▶ **Dataset excerpt**:
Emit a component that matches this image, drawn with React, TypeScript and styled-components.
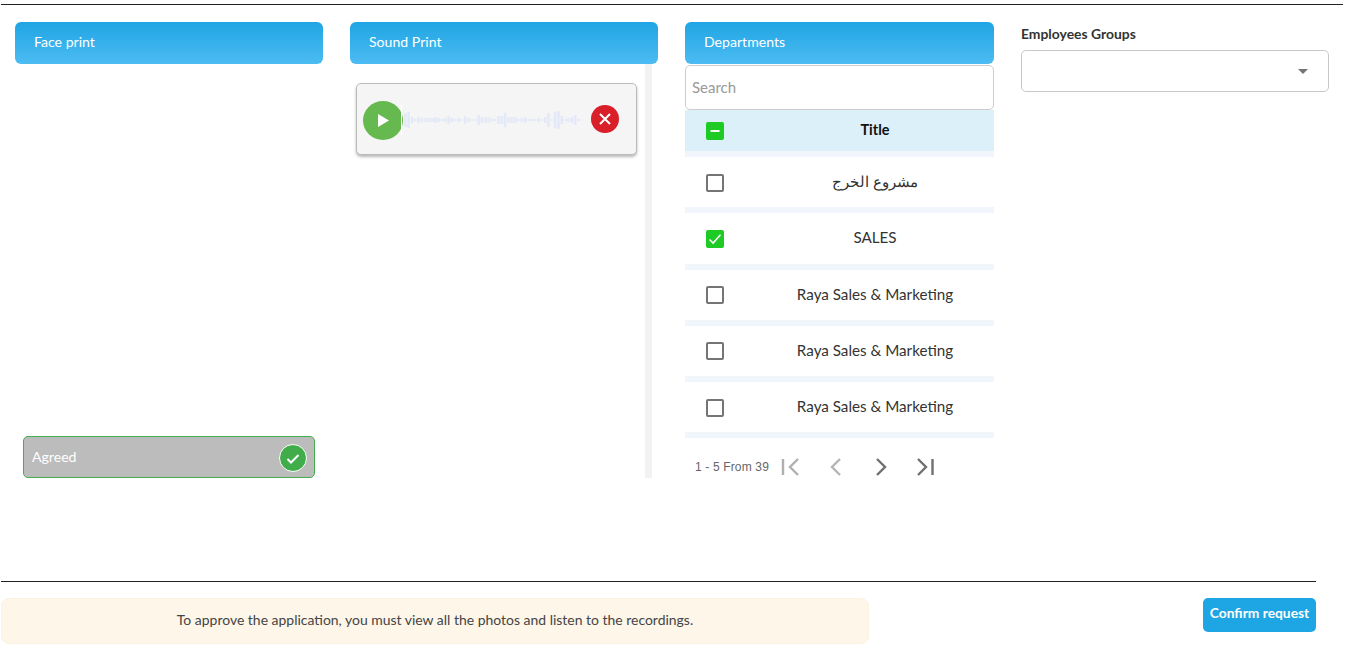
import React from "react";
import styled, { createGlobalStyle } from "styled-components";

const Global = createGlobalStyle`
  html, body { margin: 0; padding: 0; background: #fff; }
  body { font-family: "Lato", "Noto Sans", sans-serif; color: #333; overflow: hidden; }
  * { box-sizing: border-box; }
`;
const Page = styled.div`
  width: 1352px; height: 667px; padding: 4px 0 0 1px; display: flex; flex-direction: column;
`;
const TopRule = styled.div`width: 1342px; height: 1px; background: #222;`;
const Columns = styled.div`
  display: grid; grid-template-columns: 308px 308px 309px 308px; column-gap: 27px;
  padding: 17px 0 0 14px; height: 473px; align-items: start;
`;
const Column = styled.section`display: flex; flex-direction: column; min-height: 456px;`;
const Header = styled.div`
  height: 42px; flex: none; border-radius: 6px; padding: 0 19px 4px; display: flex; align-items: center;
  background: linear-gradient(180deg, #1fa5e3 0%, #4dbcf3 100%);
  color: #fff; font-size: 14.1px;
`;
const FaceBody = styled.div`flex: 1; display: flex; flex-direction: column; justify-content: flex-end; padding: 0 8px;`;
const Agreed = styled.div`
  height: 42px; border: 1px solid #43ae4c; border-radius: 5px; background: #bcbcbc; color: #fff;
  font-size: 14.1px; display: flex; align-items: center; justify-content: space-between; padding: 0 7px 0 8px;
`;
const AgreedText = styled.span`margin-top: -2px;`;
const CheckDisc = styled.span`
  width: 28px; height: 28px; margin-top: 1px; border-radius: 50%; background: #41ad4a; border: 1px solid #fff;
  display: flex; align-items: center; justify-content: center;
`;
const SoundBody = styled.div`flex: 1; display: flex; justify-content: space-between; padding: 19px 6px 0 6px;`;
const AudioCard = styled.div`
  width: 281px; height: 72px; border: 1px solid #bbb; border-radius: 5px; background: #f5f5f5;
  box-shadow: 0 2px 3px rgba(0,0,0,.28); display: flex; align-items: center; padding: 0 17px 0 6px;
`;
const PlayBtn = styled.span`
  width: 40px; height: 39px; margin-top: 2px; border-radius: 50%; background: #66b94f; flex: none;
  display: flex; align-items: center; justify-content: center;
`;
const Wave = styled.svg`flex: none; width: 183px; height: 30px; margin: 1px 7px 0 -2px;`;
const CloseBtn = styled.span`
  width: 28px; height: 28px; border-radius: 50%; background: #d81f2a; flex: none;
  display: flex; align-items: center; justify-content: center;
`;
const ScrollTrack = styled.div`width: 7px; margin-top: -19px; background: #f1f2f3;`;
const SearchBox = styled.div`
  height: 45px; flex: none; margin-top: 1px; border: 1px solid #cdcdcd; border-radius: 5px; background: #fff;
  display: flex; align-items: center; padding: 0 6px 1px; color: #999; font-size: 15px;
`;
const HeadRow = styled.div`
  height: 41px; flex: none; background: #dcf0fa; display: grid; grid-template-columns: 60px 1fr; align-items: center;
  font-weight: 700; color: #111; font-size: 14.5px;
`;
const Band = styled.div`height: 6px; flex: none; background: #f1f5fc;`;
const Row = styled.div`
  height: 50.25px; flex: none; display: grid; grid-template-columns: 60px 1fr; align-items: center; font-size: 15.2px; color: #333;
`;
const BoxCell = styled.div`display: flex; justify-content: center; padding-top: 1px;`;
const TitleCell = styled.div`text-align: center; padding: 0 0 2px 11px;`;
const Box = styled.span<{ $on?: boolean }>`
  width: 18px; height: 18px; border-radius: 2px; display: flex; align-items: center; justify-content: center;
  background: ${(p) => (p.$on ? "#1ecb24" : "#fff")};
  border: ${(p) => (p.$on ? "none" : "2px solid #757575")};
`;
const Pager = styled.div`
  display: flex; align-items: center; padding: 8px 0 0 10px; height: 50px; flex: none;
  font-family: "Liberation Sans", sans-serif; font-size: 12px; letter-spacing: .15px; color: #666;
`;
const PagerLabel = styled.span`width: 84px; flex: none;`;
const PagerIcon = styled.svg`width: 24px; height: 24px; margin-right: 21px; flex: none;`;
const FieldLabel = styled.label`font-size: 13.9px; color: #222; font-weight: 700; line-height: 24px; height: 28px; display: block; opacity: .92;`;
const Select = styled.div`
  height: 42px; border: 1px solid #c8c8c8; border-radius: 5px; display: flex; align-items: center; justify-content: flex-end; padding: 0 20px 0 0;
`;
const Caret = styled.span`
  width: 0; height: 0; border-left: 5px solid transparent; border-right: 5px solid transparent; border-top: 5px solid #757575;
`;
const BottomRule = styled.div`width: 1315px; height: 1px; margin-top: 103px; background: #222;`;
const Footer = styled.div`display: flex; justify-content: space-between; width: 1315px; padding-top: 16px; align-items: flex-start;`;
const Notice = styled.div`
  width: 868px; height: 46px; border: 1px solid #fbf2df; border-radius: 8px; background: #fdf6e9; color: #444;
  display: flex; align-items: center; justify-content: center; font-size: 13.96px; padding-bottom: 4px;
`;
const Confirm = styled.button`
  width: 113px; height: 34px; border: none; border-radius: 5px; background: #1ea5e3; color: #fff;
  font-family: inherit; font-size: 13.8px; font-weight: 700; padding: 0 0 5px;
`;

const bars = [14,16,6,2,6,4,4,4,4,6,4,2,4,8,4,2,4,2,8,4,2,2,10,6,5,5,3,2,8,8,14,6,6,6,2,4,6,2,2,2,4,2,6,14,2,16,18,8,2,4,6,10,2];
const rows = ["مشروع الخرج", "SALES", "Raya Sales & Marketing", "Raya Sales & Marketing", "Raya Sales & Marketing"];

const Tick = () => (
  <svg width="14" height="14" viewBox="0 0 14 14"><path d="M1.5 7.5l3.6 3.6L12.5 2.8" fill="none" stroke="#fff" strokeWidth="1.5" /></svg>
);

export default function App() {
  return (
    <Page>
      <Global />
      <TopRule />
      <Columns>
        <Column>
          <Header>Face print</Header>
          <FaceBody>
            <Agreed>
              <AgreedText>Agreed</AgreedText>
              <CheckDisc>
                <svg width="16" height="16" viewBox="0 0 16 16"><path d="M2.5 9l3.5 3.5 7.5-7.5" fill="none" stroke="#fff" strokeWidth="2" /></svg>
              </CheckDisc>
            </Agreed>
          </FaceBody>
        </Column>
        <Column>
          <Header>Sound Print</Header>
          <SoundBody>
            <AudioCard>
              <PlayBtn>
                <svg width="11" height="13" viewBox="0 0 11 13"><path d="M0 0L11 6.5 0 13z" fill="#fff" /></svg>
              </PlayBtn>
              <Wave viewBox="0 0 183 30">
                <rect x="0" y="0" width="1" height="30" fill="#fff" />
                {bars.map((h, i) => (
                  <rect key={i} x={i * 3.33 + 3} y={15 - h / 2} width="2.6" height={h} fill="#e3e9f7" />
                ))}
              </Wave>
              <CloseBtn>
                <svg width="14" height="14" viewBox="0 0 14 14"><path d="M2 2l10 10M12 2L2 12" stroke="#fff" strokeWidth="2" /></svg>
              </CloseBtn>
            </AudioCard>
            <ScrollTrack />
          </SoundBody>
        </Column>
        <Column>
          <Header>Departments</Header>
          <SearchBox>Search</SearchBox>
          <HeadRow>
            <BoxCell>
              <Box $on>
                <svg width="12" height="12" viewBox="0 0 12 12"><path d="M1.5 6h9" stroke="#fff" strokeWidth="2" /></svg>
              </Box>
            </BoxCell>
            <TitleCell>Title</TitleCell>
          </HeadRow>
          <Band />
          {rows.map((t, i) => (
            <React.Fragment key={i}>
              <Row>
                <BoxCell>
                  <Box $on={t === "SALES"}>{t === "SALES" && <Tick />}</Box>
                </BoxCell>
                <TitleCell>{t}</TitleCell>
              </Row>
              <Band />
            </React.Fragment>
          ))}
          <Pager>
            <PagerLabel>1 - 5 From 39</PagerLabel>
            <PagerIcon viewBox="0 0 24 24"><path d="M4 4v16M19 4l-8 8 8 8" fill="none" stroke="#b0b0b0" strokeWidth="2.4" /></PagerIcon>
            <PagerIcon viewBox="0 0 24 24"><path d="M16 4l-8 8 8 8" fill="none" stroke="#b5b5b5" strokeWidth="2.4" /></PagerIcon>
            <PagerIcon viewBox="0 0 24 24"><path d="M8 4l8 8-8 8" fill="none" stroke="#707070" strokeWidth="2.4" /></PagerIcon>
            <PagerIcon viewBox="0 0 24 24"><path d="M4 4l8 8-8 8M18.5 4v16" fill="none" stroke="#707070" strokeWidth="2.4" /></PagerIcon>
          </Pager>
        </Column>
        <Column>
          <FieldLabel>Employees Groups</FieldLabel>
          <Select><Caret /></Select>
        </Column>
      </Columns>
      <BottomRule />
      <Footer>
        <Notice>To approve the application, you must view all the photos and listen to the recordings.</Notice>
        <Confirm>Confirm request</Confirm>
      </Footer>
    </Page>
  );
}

▶ **Task to complete**: Look through the data above. Copy every line with the string "React" in it.

▶ **Output of the task**:
Emit a component that matches this image, drawn with React, TypeScript and styled-components.
import React from "react";
            <React.Fragment key={i}>
            </React.Fragment>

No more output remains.